▶ **Aim**
Wherever the string "styled" appears, copy the whole line.

▶ **Supplied records**
* * *

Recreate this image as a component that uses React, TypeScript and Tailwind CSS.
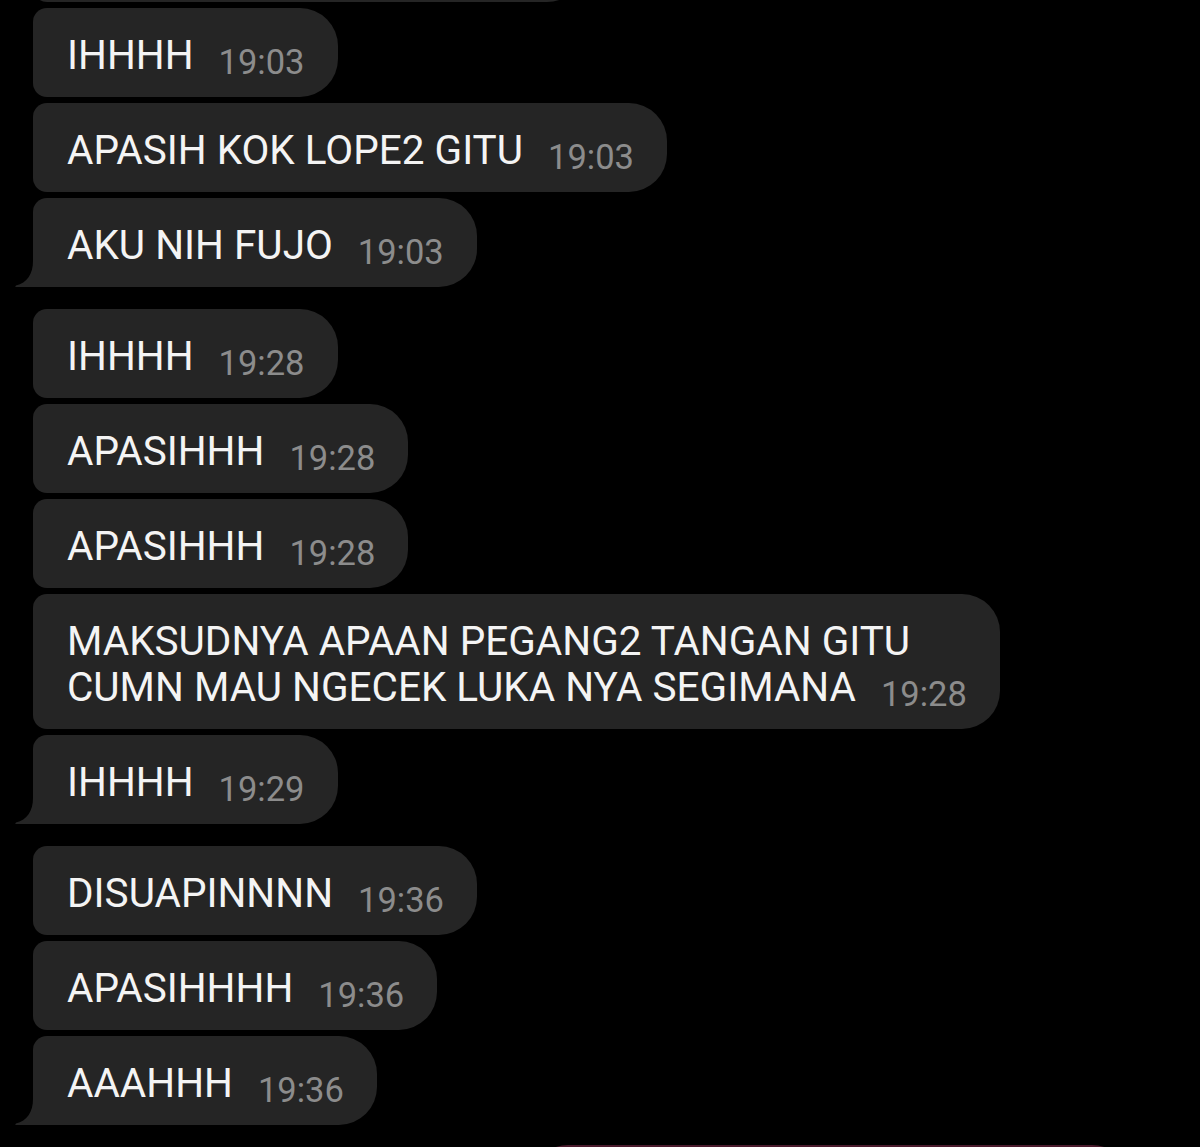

* * *

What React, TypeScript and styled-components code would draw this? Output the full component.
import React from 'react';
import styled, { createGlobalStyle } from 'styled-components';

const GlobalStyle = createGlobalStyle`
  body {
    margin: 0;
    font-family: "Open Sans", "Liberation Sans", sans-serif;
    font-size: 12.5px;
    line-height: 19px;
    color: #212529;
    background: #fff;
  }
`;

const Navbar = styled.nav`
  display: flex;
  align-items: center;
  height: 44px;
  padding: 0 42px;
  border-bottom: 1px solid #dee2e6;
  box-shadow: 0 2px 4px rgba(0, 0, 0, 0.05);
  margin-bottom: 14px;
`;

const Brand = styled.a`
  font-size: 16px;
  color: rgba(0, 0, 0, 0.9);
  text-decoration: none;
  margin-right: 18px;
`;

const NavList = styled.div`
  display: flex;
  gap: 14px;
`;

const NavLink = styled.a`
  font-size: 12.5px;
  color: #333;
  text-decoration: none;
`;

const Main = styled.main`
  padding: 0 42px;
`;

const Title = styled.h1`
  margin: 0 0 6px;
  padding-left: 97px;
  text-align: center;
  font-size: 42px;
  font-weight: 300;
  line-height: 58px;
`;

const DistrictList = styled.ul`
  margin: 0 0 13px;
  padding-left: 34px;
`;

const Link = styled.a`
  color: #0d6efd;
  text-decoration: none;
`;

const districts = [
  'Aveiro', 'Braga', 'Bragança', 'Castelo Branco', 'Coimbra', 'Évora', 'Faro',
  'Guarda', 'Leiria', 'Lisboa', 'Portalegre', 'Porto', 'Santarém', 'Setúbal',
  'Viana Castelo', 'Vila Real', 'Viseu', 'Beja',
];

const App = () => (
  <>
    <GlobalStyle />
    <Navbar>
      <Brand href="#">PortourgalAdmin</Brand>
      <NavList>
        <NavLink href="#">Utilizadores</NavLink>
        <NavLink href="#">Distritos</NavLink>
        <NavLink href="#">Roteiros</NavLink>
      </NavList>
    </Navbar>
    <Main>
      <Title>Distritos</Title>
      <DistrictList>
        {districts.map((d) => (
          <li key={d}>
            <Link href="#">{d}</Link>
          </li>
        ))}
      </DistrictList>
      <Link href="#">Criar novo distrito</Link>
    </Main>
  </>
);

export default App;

* * *

▶ **Solution to this task**
What React, TypeScript and styled-components code would draw this? Output the full component.
import styled, { createGlobalStyle } from 'styled-components';
const Navbar = styled.nav`
const Brand = styled.a`
const NavList = styled.div`
const NavLink = styled.a`
const Main = styled.main`
const Title = styled.h1`
const DistrictList = styled.ul`
const Link = styled.a`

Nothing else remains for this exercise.